In 1899, Joplin married Belle, the sister-in-law of collaborator Scott Hayden. Although there were hundreds of rags in print by the time the Maple Leaf Rag was published, Joplin was not far behind. His first published rag, Original Rags, had been completed in 1897, the same year as the first ragtime work in print, the Mississippi Rag by William Krell. The Maple Leaf Rag was likely to have been known in Sedalia before its publication in 1899; Brun Campbell claimed to have seen the manuscript of the work in around 1898. The exact circumstances which led to the Maple Leaf Rag's publication are unknown, and there are a number of different versions of the event which contradict each other. After several unsuccessful approaches to publishers, Joplin signed a contract on August 10, 1899 with John Stillwell Stark, a retailer of musical instruments who later became his most important publisher. The contract stipulated that Joplin would receive a 1% royalty on all sales of the rag, with a minimum sales price of 25 cents. It is possible that the rag was named after the Maple Leaf Club, although there is no direct evidence to prove the link, and there were many other possible sources for the name in and around Sedalia at the time.

There have been many claims about the sales of the Maple Leaf Rag, for example that Joplin was the first musician to sell 1 million copies of a piece of instrumental music. Joplin's first biographer, Rudi Blesh wrote that during its first six months the piece sold 75,000 copies, and became "the first great instrumental sheet music hit in America". However, research by Joplin's later biographer Edward A. Berlin demonstrated that this was not the case; the initial print-run of 400 took one year to sell, and under the terms of Joplin's contract with a 1% royalty would have given Joplin an income of $4 (or approximately $112 at current prices). Later sales were steady and would have given Joplin an income which would have covered his expenses; in 1909 estimated sales would have given him an income of $600 annually (approximately $15,520 in current prices).

The Maple Leaf Rag did serve as a model for the hundreds of rags to come from future composers, especially in the development of classic ragtime. After the publication of the Maple Leaf Rag, Joplin was soon being described as "King of rag time writers", not least by himself on the covers of his own work, such as "The Easy Winners" and Elite Syncopations.

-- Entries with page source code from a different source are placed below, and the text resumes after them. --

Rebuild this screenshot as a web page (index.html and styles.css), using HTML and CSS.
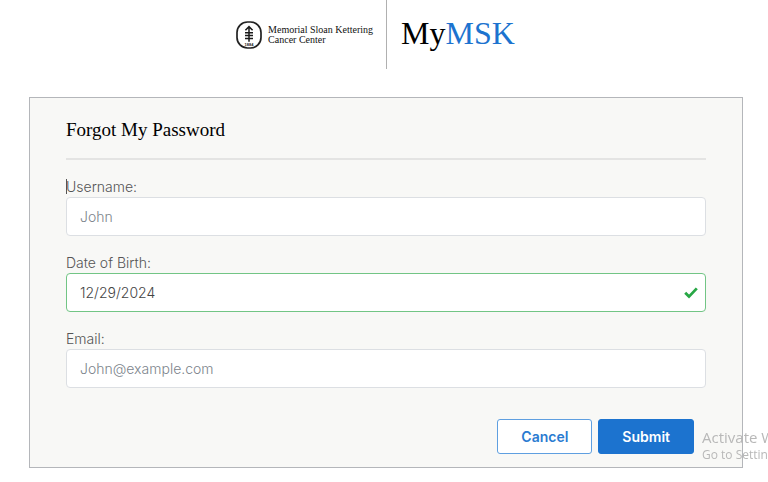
FILE: index.html
```html
<!DOCTYPE html>
<html lang="en">
<head>
    <meta charset="UTF-8">
    <meta name="viewport" content="width=device-width, initial-scale=1.0">
    <title>MyMSK - Forgot My Password</title>
    <link rel="stylesheet" href="styles.css">
</head>
<body>
    <header class="header">
        <div class="logo">
            <svg class="logo-mark" viewBox="0 0 26 28" width="26" height="28" aria-hidden="true">
                <rect x="1" y="1" width="24" height="26" rx="10.5" ry="10.5" fill="#fff" stroke="#222" stroke-width="1.7"/>
                <path d="M13 6V20.8M9.4 9.2L13 5.6l3.6 3.6M9 11.8h8M9 14.6h8M9 17.4h8" fill="none" stroke="#1a1a1a" stroke-width="1.5"/>
                <text x="13" y="25" text-anchor="middle" class="logo-year">1884</text>
            </svg>
            <span class="logo-text">Memorial Sloan Kettering<br>Cancer Center</span>
        </div>
        <div class="brand">My<span>MSK</span></div>
    </header>

    <main class="card">
        <h1>Forgot My Password</h1>
        <form id="forgot-form">
            <div class="form-group">
                <label for="username" class="caret">Username:</label>
                <input type="text" id="username" name="username" placeholder="John">
            </div>
            <div class="form-group">
                <label for="dob">Date of Birth:</label>
                <div class="input-wrap">
                    <input type="text" id="dob" name="dob" class="valid" value="12/29/2024">
                    <svg class="check" viewBox="0 0 14 12" width="14" height="12" aria-hidden="true">
                        <path d="M1.2 5.8L5 9.6L12.8 1.4" fill="none" stroke="#28a745" stroke-width="2.8"/>
                    </svg>
                </div>
            </div>
            <div class="form-group">
                <label for="email">Email:</label>
                <input type="email" id="email" name="email" placeholder="John@example.com">
            </div>
            <div class="buttons">
                <button type="button" class="btn btn-outline">Cancel</button>
                <button type="submit" class="btn btn-primary">Submit</button>
            </div>
        </form>
    </main>

    <div class="watermark">
        <div class="watermark-title">Activate Windows</div>
        <div class="watermark-text">Go to Settings to activate Windows.</div>
    </div>
</body>
</html>
```
FILE: styles.css
```css
* {
    box-sizing: border-box;
}
body {
    margin: 0;
    background-color: #fff;
    color: #555;
    font-family: Inter, "Liberation Sans", sans-serif;
    font-size: 14px;
    font-weight: 300;
}

/* header */
.header {
    display: flex;
    justify-content: center;
    margin-right: 17px;
    margin-bottom: 28px;
}
.logo {
    display: flex;
    align-items: center;
    gap: 6px;
    padding-right: 13px;
    border-right: 1px solid #b0b0b0;
    height: 69px;
}
.logo-year {
    font-family: "Liberation Sans", sans-serif;
    font-size: 4px;
    font-weight: bold;
    fill: #222;
}
.logo-text {
    color: #111;
    font-family: "Liberation Serif", serif;
    font-size: 10px;
    font-weight: normal;
    line-height: 10px;
    white-space: nowrap;
}
.brand {
    padding-left: 14px;
    color: #000;
    font-family: "Liberation Serif", serif;
    font-size: 32px;
    font-weight: normal;
    line-height: 66px;
}
.brand span {
    color: #1c73cf;
}

/* form card */
.card {
    margin: 0 25px 14px 29px;
    padding: 18px 36px 13px;
    background-color: #f8f8f6;
    border: 1px solid #b4b6ba;
}
h1 {
    margin: 0 0 18px;
    padding-bottom: 14px;
    border-bottom: 2px solid #e4e4e3;
    color: #000;
    font-family: "Liberation Serif", serif;
    font-size: 19px;
    font-weight: normal;
    line-height: 28px;
}
.form-group {
    margin-bottom: 18px;
}
.form-group label {
    display: block;
    padding-bottom: 2px;
    line-height: 17px;
}
.caret {
    position: relative;
}
/* text cursor in front of the label */
.caret::before {
    content: "";
    position: absolute;
    left: 0;
    top: 1px;
    width: 1px;
    height: 15px;
    background-color: #555;
}
.form-group input {
    display: block;
    width: 100%;
    height: 39px;
    padding: 0 13px;
    border: 1px solid #dcdfe3;
    border-radius: 4px;
    background-color: #fff;
    color: #444;
    font-family: inherit;
    font-size: 14px;
    font-weight: 300;
}
.form-group input::placeholder {
    color: #7c848c;
    opacity: 1;
}
.form-group input.valid {
    padding-right: 36px;
    border-color: #72c585;
}
.input-wrap {
    position: relative;
}
.check {
    position: absolute;
    right: 8px;
    top: 14px;
}

/* buttons */
.buttons {
    display: flex;
    justify-content: flex-end;
    gap: 6px;
    margin-top: 31px;
    padding-right: 12px;
}
.btn {
    height: 35px;
    padding: 0 23px;
    border: 1px solid #1c73cf;
    border-radius: 3px;
    font-family: inherit;
    font-size: 14px;
    font-weight: 600;
    cursor: pointer;
}
.btn-outline {
    background-color: #fff;
    border-color: #5f9fe0;
    color: #2a7bd1;
}
.btn-primary {
    background-color: #1c73cf;
    color: #fff;
}

/* system overlay, runs off the right edge */
.watermark {
    position: fixed;
    right: 0;
    bottom: 19px;
    width: 66px;
    overflow: hidden;
    color: #b8b8b8;
    font-family: "Open Sans", sans-serif;
    font-weight: normal;
    white-space: nowrap;
    pointer-events: none;
}
.watermark-title {
    font-size: 15px;
    line-height: 20px;
}
.watermark-text {
    font-size: 12px;
    line-height: 16px;
}
```
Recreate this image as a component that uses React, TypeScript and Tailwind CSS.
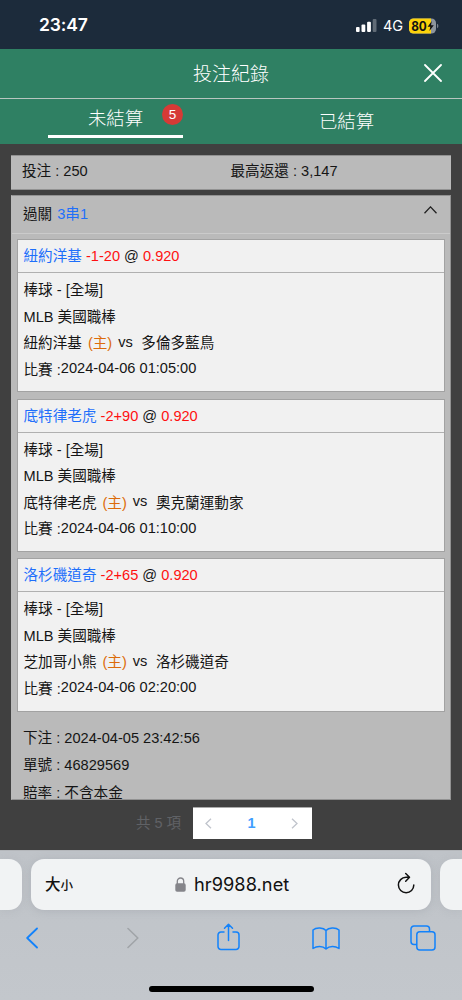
import React, { useState } from 'react';

interface Bet {
    pick: string;
    handicap: string;
    odds: string;
    home: string;
    away: string;
    time: string;
}

const bets: Bet[] = [
    { pick: '紐約洋基', handicap: '-1-20', odds: '0.920', home: '紐約洋基', away: '多倫多藍鳥', time: '2024-04-06 01:05:00' },
    { pick: '底特律老虎', handicap: '-2+90', odds: '0.920', home: '底特律老虎', away: '奧克蘭運動家', time: '2024-04-06 01:10:00' },
    { pick: '洛杉磯道奇', handicap: '-2+65', odds: '0.920', home: '芝加哥小熊', away: '洛杉磯道奇', time: '2024-04-06 02:20:00' },
];

const StatusBar: React.FC = () => (
    <div className="flex h-[49px] shrink-0 items-center bg-[#1c2b3b] pt-[2px] pl-[39px] text-white font-['Inter']">
        <span className="w-[317px] text-[17.5px] font-semibold tracking-[-0.1px]">23:47</span>
        <svg width="21" height="13" viewBox="0 0 21 13" fill="#fff">
            <rect x="0" y="8" width="3.6" height="5" rx="1" />
            <rect x="5.5" y="5.5" width="3.8" height="7.5" rx="1" />
            <rect x="11.1" y="2.8" width="3.8" height="10.2" rx="1" />
            <rect x="16.7" y="0" width="3.8" height="13" rx="1" opacity=".3" />
        </svg>
        <span className="ml-[6px] w-[26px] text-[14.5px] tracking-[-0.2px]">4G</span>
        <svg width="31" height="16" viewBox="0 0 31 16">
            <defs>
                <clipPath id="cell">
                    <rect x="0" y="0.5" width="27" height="15" rx="4.5" />
                </clipPath>
            </defs>
            <g clipPath="url(#cell)">
                <rect width="27" height="16" fill="#8d959d" />
                <rect width="22" height="16" fill="#fcd20b" />
            </g>
            <path d="M28.2 5.8c1.5.6 1.5 3.8 0 4.4z" fill="#8d959d" />
            <text x="2.2" y="12.7" fontSize="13" fontWeight="700" fill="#111" textLength="15.6" lengthAdjust="spacingAndGlyphs">80</text>
            <path d="M22.8 3 18.600 8.700h2.700l-.9 4.300 4.400-5.700h-2.800z" fill="#111" />
        </svg>
    </div>
);

const BetCard: React.FC<{ bet: Bet }> = ({ bet }) => (
    <div className="mb-[6.4px] h-[153.3px] border border-[#a2a2a2] bg-[#f1f1f1] text-[14.6px] whitespace-nowrap">
        <div className="h-[33px] border-b border-[#b0b0b0] pl-[5.5px] leading-[33px]">
            <span className="text-[#1e6ffb]">{bet.pick}</span> <span className="text-[#ff1010]">{bet.handicap}</span> @ <span className="text-[#ff1010]">{bet.odds}</span>
        </div>
        <div className="pt-[4px] pl-[5.5px] leading-[26.5px]">
            <div>棒球 - [全場]</div>
            <div>MLB 美國職棒</div>
            <div className="flex h-[26.5px]">
                <span>{bet.home}</span>
                <span className="ml-[6px] text-[#dc6b0a]">(主)</span>
                <span className="-mt-[1.5px] ml-[6px]">vs</span>
                <span className="ml-[8.5px]">{bet.away}</span>
            </div>
            <div className="flex h-[26.5px]">
                <span>比賽 :</span>
                <span className="-mt-[1.5px]">{bet.time}</span>
            </div>
        </div>
    </div>
);

const SafariBar: React.FC = () => (
    <div className="h-[150px] shrink-0 border-t border-[#b4b7bb] bg-linear-to-b from-[#bfc3c8] to-[#c3c7cc] pt-[8px] text-[#111] font-['Inter','Noto_Sans_CJK_TC',sans-serif]">
        <div className="flex h-[51px] justify-between">
            <div className="w-[22px] rounded-r-[13px] bg-[#f1f3f4] shadow-[0_1px_8px_#8b90982e]" />
            <div className="flex w-[400px] items-center rounded-[13px] bg-[#f1f3f4] pr-[16px] pl-[14px] shadow-[0_1px_8px_#8b909855]">
                <span className="w-[130px] text-[15.5px] font-medium">大<span className="text-[12.5px]">小</span></span>
                <svg width="11" height="15" viewBox="0 0 11 15">
                    <path d="M2.3 7V4.2a3.2 3.2 0 0 1 6.4 0V7" fill="none" stroke="#85858a" strokeWidth="1.3" />
                    <rect x="0.3" y="6.3" width="10.4" height="8.5" rx="1.8" fill="#85858a" />
                </svg>
                <span className="ml-[8px] flex-1 text-[18.2px] tracking-[0.05px]">hr9988.net</span>
                <svg className="-mt-[3px]" width="18" height="22" viewBox="0 0 18 22" fill="none" stroke="#111" strokeWidth="1.5" strokeLinecap="round" strokeLinejoin="round">
                    <path d="M12.2 5.3H9A7.7 7.7 0 1 0 16.8 13M8.7 1.5l3.8 3.7-3.8 4" />
                </svg>
            </div>
            <div className="w-[22px] rounded-l-[13px] bg-[#f1f3f4] shadow-[0_1px_8px_#8b90982e]" />
        </div>
        <div className="flex h-[56px] items-center pl-[26px] text-[#1282fb]">
            <svg width="12" height="22" viewBox="0 0 12 22" fill="none" stroke="currentColor" strokeWidth="1.8" strokeLinecap="round" strokeLinejoin="round">
                <path d="M11 1.5 1.2 11 11 20.5" />
            </svg>
            <svg className="ml-[89px]" width="12" height="22" viewBox="0 0 12 22" fill="none" stroke="#a0a4a8" strokeWidth="1.6" strokeLinecap="round" strokeLinejoin="round">
                <path d="M1 1.5 10.8 11 1 20.5" />
            </svg>
            <svg className="-mt-[2px] ml-[78px]" width="23" height="28" viewBox="0 0 23 28" fill="none" stroke="currentColor" strokeWidth="1.5" strokeLinecap="round" strokeLinejoin="round">
                <path d="M7 9H4a3 3 0 0 0-3 3v11.5a3 3 0 0 0 3 3h15a3 3 0 0 0 3-3V12a3 3 0 0 0-3-3h-3M11.5 17.5V1.3M7.5 5.2l4-4 4 4" />
            </svg>
            <svg className="ml-[72px]" width="28" height="23" viewBox="0 0 28 23" fill="none" stroke="currentColor" strokeWidth="1.5" strokeLinejoin="round">
                <path d="M14 3.5C11.5.5 4.500-.2 1 3v18.5c4-2.7 9.5-2.7 13 .5 3.500-3.200 9-3.200 13-.5V3c-3.500-3.200-10.500-2.500-13 .5zV22" />
            </svg>
            <svg className="ml-[70px]" width="26" height="26" viewBox="0 0 26 26" fill="none" stroke="currentColor" strokeWidth="1.5">
                <path d="M6.800 19.500H4a3 3 0 0 1-3-3V4a3 3 0 0 1 3-3h12.500a3 3 0 0 1 3 3v2.800" />
                <rect x="6.800" y="6.800" width="18.200" height="18.200" rx="3" />
            </svg>
        </div>
        <div className="mx-auto mt-[20px] h-[5.5px] w-[165px] rounded-full bg-black" />
    </div>
);

const App: React.FC = () => {
    const [tab, setTab] = useState('open');

    return (
        <div className="flex h-[1000px] w-[462px] flex-col overflow-hidden bg-[#404040] font-['Liberation_Sans','Noto_Sans_CJK_TC',sans-serif] text-[#151515]">
            <StatusBar />
            <header className="grid h-[50px] shrink-0 grid-cols-[60px_1fr_60px] items-center border-b border-[#b8c6c0] bg-[#2f8063] text-white">
                <h1 className="col-start-2 pt-[3px] text-center text-[19px] font-light">投注紀錄</h1>
                <button className="-mt-[2px] ml-[22px]" aria-label="關閉">
                    <svg width="18" height="18" viewBox="0 0 18 18" stroke="#fff" strokeWidth="1.8" strokeLinecap="round">
                        <path d="m1 1 16 16M17 1 1 17" />
                    </svg>
                </button>
            </header>
            <nav className="grid h-[45px] shrink-0 grid-cols-2 bg-[#2f8063] text-[18.4px] font-light text-white">
                <button className="relative flex flex-col items-center" onClick={() => setTab('open')}>
                    <span className="h-[36px] leading-[40px]">未結算</span>
                    {tab === 'open' && <span className="h-[3px] w-[135px] bg-white" />}
                    <span className="absolute top-[5px] left-[162px] h-[21px] w-[21px] rounded-full bg-[#d63a36] text-center text-[13.500px] leading-[21px] font-normal">5</span>
                </button>
                <button className="leading-[45px]" onClick={() => setTab('settled')}>已結算</button>
            </nav>

            <main className="flex min-h-0 flex-1 flex-col px-[11px] pt-[10.500px]">
                <div className="grid h-[35.500px] shrink-0 grid-cols-2 border-y border-[#929292] bg-[#bababa] pl-[11px] text-[14.600px] leading-[30px]">
                    <span>投注 : 250</span>
                    <span className="-ml-[6px]">最高返還 : 3,147</span>
                </div>

                <section className="mt-[5px] h-[605px] shrink-0 overflow-hidden border border-[#929292] border-l-[#bababa] bg-[#bababa] text-[14.600px]">
                    <div className="flex h-[37.500px] items-start justify-between border-b border-[#cbcbcb] pr-[13px] pl-[11px] leading-[36px]">
                        <span>過關 <span className="ml-[1px] text-[#1e6ffb]">3串1</span></span>
                        <svg className="mt-[10px]" width="13" height="8" viewBox="0 0 13 8" fill="none" stroke="#222" strokeWidth="1.300">
                            <path d="M.5 7.300 6.500.900l6 6.400" />
                        </svg>
                    </div>
                    <div className="px-[5px] pt-[5.500px]">
                        {bets.map((bet) => (
                            <BetCard key={bet.pick} bet={bet} />
                        ))}
                    </div>
                    <div className="pt-[6.500px] pl-[11px] leading-[27.700px]">
                        <div>下注 : 2024-04-05 23:42:56</div>
                        <div>單號 : 46829569</div>
                        <div>賠率 : 不含本金</div>
                    </div>
                </section>

                <div className="mt-[7px] ml-[125px] flex h-[32px] shrink-0 items-center">
                    <span className="w-[57px] pt-[1px] text-[14.500px] text-[#606266]">共 5 項</span>
                    <div className="flex h-[32px] w-[119px] items-center justify-between border-t border-[#aaa] bg-white pr-[14px] pl-[12px]">
                        <svg width="7" height="11" viewBox="0 0 7 11" fill="none" stroke="#c0c4cc" strokeWidth="1.300">
                            <path d="M6 .7 1 5.500l5 4.800" />
                        </svg>
                        <span className="text-[14.500px] font-bold text-[#409eff]">1</span>
                        <svg width="7" height="11" viewBox="0 0 7 11" fill="none" stroke="#c0c4cc" strokeWidth="1.300">
                            <path d="m1 .7 5 4.800-5 4.800" />
                        </svg>
                    </div>
                </div>
            </main>

            <SafariBar />
        </div>
    );
};

export default App;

After the Joplins' move to St. Louis in early 1900, they had a baby daughter who died only a few months after birth. Joplin's relationship with his wife was difficult as she had no interest in music. They eventually separated and then divorced. About this time, Joplin collaborated with Scott Hayden in the composition of four rags. It was in St. Louis that Joplin produced some of his best-known works, including The Entertainer, March Majestic, and the short theatrical work The Ragtime Dance.

In June 1904, Joplin married Freddie Alexander of Little Rock, Arkansas, the young woman to whom he had dedicated The Chrysanthemum. She died on September 10, 1904 of complications resulting from a cold, ten weeks after their wedding. Joplin's first work copyrighted after Freddie's death, Bethena, was described by one biographer as "an enchantingly beautiful piece that is among the greatest of ragtime waltzes".

During this time, Joplin created an opera company of 30 people and produced his first opera A Guest of Honor for a national tour. It is not certain how many productions were staged, or even if this was an all-black show or a racially mixed production. During the tour, either in Springfield, Illinois, or Pittsburg, Kansas, someone associated with the company stole the box office receipts. Joplin could not meet the company's payroll or pay for its lodgings at a theatrical boarding house. It is believed that the score for A Guest of Honor was lost and perhaps destroyed because of non-payment of the company's boarding house bill.